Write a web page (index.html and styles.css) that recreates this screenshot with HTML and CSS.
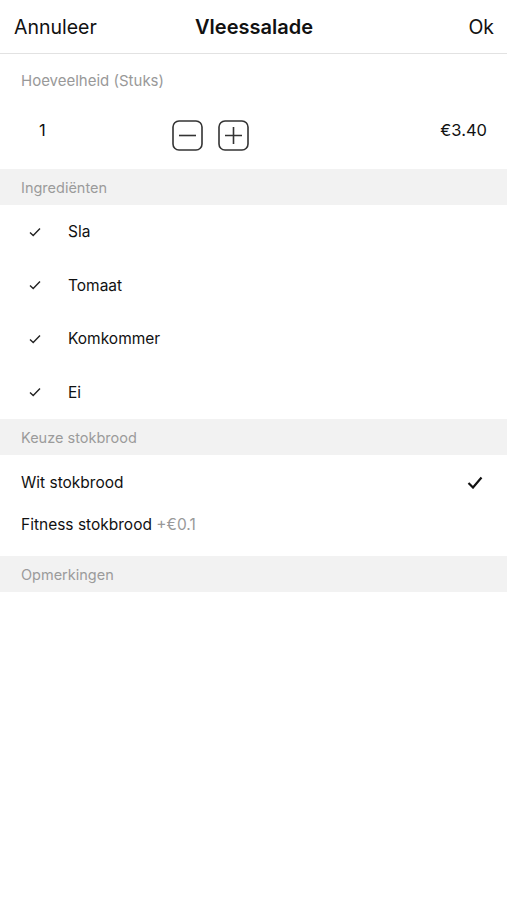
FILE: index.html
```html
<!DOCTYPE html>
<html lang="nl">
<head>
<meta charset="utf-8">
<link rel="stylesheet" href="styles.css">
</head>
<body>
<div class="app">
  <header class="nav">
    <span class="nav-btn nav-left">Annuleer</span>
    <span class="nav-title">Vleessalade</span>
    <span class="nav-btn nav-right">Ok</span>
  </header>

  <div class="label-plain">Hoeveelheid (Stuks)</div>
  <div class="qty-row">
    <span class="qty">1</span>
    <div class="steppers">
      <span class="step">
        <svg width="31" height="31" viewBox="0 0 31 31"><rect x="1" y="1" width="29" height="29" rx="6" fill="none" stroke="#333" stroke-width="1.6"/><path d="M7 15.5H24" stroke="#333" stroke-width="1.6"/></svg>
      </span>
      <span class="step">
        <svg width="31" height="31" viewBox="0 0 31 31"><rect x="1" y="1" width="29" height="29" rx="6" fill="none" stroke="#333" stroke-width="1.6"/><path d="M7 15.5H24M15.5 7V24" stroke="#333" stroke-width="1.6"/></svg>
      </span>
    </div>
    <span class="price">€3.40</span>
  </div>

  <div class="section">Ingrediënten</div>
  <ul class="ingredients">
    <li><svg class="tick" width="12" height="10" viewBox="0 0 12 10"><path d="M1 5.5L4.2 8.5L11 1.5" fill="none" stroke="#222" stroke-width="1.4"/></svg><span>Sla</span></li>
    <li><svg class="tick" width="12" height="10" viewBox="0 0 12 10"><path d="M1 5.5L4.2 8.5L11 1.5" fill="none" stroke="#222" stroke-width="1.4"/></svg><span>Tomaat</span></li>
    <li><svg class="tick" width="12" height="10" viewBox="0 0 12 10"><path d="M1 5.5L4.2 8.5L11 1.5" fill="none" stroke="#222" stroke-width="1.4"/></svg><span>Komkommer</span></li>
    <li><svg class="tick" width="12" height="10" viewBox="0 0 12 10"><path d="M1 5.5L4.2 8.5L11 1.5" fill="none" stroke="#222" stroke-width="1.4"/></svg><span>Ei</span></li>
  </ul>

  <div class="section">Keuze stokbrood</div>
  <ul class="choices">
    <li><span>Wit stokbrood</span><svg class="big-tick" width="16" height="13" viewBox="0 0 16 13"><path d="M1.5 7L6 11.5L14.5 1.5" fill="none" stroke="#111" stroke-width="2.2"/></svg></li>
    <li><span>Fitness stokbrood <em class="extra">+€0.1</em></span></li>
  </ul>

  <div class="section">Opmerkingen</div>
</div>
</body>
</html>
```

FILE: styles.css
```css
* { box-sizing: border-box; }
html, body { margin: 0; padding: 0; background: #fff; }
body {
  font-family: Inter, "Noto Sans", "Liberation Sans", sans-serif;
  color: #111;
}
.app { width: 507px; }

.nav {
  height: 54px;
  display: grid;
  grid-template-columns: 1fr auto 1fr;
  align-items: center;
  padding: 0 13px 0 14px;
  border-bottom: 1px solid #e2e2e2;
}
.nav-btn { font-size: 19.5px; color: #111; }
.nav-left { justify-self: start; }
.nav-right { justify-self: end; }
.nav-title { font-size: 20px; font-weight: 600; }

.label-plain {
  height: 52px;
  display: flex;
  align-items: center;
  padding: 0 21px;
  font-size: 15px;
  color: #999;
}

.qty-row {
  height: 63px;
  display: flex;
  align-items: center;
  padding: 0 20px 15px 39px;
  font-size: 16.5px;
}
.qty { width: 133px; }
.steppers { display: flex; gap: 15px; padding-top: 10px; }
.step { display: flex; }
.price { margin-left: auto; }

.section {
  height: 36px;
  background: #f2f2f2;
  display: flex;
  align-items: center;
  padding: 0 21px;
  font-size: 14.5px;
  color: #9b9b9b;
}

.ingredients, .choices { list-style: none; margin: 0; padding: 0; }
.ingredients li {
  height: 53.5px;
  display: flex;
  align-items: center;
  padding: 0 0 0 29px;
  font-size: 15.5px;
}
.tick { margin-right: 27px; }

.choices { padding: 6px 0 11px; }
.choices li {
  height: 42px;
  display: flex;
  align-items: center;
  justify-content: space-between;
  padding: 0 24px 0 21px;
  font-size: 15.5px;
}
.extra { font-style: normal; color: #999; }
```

* [Your objective]
Write out the material above once more, exactly as it reads, with no pictures.

* [Problem solution]
Write a web page (index.html and styles.css) that recreates this screenshot with HTML and CSS.
FILE: index.html
```html
<!DOCTYPE html>
<html lang="nl">
<head>
<meta charset="utf-8">
<link rel="stylesheet" href="styles.css">
</head>
<body>
<div class="app">
  <header class="nav">
    <span class="nav-btn nav-left">Annuleer</span>
    <span class="nav-title">Vleessalade</span>
    <span class="nav-btn nav-right">Ok</span>
  </header>

  <div class="label-plain">Hoeveelheid (Stuks)</div>
  <div class="qty-row">
    <span class="qty">1</span>
    <div class="steppers">
      <span class="step">
        <svg width="31" height="31" viewBox="0 0 31 31"><rect x="1" y="1" width="29" height="29" rx="6" fill="none" stroke="#333" stroke-width="1.6"/><path d="M7 15.5H24" stroke="#333" stroke-width="1.6"/></svg>
      </span>
      <span class="step">
        <svg width="31" height="31" viewBox="0 0 31 31"><rect x="1" y="1" width="29" height="29" rx="6" fill="none" stroke="#333" stroke-width="1.6"/><path d="M7 15.5H24M15.5 7V24" stroke="#333" stroke-width="1.6"/></svg>
      </span>
    </div>
    <span class="price">€3.40</span>
  </div>

  <div class="section">Ingrediënten</div>
  <ul class="ingredients">
    <li><svg class="tick" width="12" height="10" viewBox="0 0 12 10"><path d="M1 5.5L4.2 8.5L11 1.5" fill="none" stroke="#222" stroke-width="1.4"/></svg><span>Sla</span></li>
    <li><svg class="tick" width="12" height="10" viewBox="0 0 12 10"><path d="M1 5.5L4.2 8.5L11 1.5" fill="none" stroke="#222" stroke-width="1.4"/></svg><span>Tomaat</span></li>
    <li><svg class="tick" width="12" height="10" viewBox="0 0 12 10"><path d="M1 5.5L4.2 8.5L11 1.5" fill="none" stroke="#222" stroke-width="1.4"/></svg><span>Komkommer</span></li>
    <li><svg class="tick" width="12" height="10" viewBox="0 0 12 10"><path d="M1 5.5L4.2 8.5L11 1.5" fill="none" stroke="#222" stroke-width="1.4"/></svg><span>Ei</span></li>
  </ul>

  <div class="section">Keuze stokbrood</div>
  <ul class="choices">
    <li><span>Wit stokbrood</span><svg class="big-tick" width="16" height="13" viewBox="0 0 16 13"><path d="M1.5 7L6 11.5L14.5 1.5" fill="none" stroke="#111" stroke-width="2.2"/></svg></li>
    <li><span>Fitness stokbrood <em class="extra">+€0.1</em></span></li>
  </ul>

  <div class="section">Opmerkingen</div>
</div>
</body>
</html>
```

FILE: styles.css
```css
* { box-sizing: border-box; }
html, body { margin: 0; padding: 0; background: #fff; }
body {
  font-family: Inter, "Noto Sans", "Liberation Sans", sans-serif;
  color: #111;
}
.app { width: 507px; }

.nav {
  height: 54px;
  display: grid;
  grid-template-columns: 1fr auto 1fr;
  align-items: center;
  padding: 0 13px 0 14px;
  border-bottom: 1px solid #e2e2e2;
}
.nav-btn { font-size: 19.5px; color: #111; }
.nav-left { justify-self: start; }
.nav-right { justify-self: end; }
.nav-title { font-size: 20px; font-weight: 600; }

.label-plain {
  height: 52px;
  display: flex;
  align-items: center;
  padding: 0 21px;
  font-size: 15px;
  color: #999;
}

.qty-row {
  height: 63px;
  display: flex;
  align-items: center;
  padding: 0 20px 15px 39px;
  font-size: 16.5px;
}
.qty { width: 133px; }
.steppers { display: flex; gap: 15px; padding-top: 10px; }
.step { display: flex; }
.price { margin-left: auto; }

.section {
  height: 36px;
  background: #f2f2f2;
  display: flex;
  align-items: center;
  padding: 0 21px;
  font-size: 14.5px;
  color: #9b9b9b;
}

.ingredients, .choices { list-style: none; margin: 0; padding: 0; }
.ingredients li {
  height: 53.5px;
  display: flex;
  align-items: center;
  padding: 0 0 0 29px;
  font-size: 15.5px;
}
.tick { margin-right: 27px; }

.choices { padding: 6px 0 11px; }
.choices li {
  height: 42px;
  display: flex;
  align-items: center;
  justify-content: space-between;
  padding: 0 24px 0 21px;
  font-size: 15.5px;
}
.extra { font-style: normal; color: #999; }
```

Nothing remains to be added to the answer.